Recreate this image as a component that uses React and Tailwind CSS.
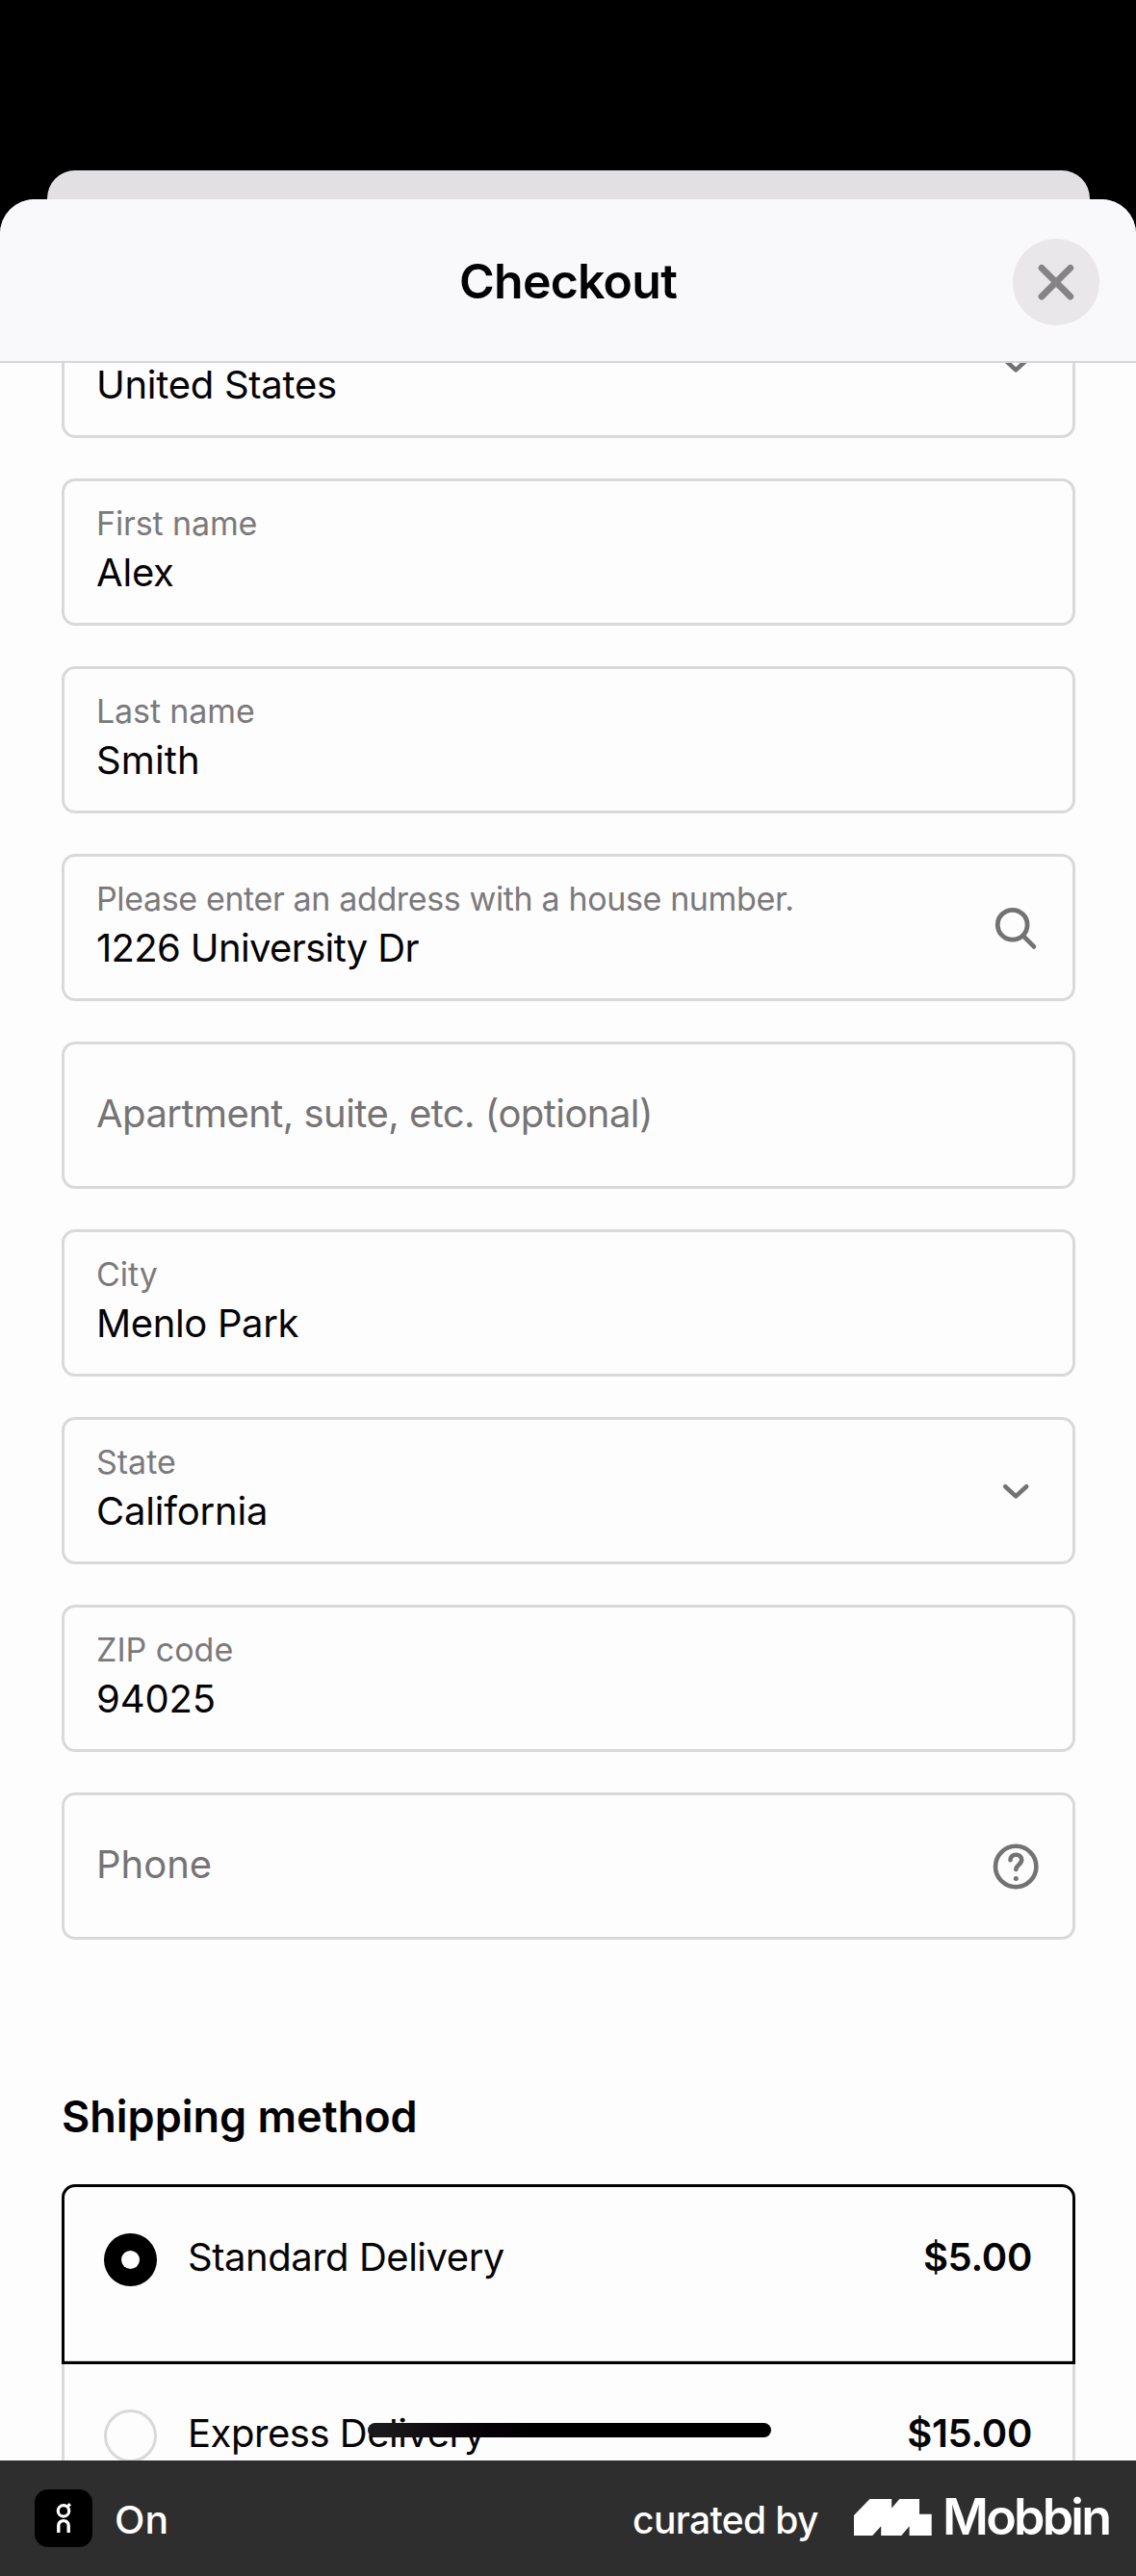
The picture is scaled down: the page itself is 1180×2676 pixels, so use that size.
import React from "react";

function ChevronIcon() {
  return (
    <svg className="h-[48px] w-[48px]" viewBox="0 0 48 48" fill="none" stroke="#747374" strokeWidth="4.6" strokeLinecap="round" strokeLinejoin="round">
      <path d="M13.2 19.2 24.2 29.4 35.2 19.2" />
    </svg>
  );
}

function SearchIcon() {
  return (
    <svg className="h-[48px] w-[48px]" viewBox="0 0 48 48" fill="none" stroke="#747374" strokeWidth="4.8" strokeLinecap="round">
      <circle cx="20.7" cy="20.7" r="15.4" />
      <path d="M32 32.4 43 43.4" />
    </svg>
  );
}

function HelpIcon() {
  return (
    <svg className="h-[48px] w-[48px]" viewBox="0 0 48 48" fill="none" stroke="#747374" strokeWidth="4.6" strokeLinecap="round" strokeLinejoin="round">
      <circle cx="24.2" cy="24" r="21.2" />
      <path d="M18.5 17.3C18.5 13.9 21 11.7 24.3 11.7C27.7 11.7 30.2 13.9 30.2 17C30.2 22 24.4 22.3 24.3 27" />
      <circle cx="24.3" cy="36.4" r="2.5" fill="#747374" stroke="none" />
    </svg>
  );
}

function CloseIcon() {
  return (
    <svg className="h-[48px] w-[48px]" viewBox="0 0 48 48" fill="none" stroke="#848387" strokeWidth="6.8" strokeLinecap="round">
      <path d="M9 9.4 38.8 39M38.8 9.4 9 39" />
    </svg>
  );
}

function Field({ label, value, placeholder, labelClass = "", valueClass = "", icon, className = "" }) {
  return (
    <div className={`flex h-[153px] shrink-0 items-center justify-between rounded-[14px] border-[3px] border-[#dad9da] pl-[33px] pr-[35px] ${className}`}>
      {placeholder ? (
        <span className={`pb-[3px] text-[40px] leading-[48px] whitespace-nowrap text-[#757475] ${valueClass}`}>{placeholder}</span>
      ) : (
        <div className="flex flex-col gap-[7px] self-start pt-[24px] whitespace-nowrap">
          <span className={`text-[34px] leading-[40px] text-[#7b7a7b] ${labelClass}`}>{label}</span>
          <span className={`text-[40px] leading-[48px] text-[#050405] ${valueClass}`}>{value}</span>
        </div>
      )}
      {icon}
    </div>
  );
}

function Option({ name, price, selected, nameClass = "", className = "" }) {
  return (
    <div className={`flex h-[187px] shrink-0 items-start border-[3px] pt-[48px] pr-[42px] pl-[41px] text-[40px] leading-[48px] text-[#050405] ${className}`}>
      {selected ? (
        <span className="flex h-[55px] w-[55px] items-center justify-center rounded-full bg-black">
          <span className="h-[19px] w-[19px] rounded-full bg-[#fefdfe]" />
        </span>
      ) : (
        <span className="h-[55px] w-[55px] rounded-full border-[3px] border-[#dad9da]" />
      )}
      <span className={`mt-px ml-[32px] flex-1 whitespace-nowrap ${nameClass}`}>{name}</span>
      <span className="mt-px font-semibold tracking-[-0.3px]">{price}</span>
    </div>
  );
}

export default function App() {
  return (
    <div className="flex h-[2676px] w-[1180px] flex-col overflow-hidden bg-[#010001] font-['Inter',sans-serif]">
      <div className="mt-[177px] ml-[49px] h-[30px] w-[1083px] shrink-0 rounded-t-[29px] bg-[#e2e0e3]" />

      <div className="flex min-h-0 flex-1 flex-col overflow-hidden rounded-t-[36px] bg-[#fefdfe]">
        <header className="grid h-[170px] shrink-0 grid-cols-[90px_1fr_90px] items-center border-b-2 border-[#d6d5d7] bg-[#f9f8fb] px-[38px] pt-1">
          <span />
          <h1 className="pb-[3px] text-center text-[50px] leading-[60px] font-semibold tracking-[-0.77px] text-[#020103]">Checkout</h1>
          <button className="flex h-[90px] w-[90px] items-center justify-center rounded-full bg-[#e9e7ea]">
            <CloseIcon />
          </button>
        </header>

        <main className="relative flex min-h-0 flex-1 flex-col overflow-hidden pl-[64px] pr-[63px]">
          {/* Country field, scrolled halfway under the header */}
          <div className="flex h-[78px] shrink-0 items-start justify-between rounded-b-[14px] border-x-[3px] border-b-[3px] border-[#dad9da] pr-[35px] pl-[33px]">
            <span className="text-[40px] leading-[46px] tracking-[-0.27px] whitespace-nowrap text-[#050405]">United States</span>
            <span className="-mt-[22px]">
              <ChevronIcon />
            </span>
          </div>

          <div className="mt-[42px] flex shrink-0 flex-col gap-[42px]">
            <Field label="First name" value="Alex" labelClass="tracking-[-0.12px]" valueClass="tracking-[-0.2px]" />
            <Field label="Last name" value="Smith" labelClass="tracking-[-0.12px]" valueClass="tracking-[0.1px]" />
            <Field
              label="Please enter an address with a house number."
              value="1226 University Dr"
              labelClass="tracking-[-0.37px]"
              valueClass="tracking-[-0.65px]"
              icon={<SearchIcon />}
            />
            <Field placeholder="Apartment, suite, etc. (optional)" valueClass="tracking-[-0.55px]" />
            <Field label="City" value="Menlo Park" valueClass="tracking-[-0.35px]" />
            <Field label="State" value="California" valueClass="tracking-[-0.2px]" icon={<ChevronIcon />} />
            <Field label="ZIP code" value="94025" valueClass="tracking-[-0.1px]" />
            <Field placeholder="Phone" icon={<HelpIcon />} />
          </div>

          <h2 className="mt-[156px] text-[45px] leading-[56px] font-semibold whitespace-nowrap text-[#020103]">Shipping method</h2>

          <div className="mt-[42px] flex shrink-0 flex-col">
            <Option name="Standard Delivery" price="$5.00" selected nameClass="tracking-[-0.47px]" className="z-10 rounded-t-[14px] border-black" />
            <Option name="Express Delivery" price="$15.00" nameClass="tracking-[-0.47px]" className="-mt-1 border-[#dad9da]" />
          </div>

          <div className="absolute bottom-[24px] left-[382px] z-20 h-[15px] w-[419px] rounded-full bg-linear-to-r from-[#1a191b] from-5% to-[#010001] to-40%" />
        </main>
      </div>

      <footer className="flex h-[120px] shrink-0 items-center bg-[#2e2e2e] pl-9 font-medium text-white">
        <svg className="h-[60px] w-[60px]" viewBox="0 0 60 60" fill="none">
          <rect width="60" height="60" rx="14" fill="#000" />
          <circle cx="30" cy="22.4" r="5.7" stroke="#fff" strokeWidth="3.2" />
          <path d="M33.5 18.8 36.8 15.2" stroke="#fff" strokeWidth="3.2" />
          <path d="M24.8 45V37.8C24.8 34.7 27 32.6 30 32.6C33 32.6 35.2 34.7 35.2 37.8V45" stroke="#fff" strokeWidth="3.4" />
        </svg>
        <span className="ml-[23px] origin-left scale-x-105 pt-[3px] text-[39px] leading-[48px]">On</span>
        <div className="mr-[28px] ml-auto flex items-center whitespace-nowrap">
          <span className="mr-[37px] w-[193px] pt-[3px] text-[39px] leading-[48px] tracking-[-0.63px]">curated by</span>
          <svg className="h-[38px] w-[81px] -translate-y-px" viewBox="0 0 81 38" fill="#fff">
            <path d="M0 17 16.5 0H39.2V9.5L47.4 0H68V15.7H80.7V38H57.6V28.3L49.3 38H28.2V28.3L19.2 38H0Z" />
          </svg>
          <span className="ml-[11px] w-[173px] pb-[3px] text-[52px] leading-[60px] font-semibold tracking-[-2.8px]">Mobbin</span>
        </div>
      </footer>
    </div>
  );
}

□ □ □ □ □ □ □

_SHORT PROBLEM_: What is the number of lines in this material that hold the string "React"? Answer with that number only.

_OUTPUT OF THE TASK_: 2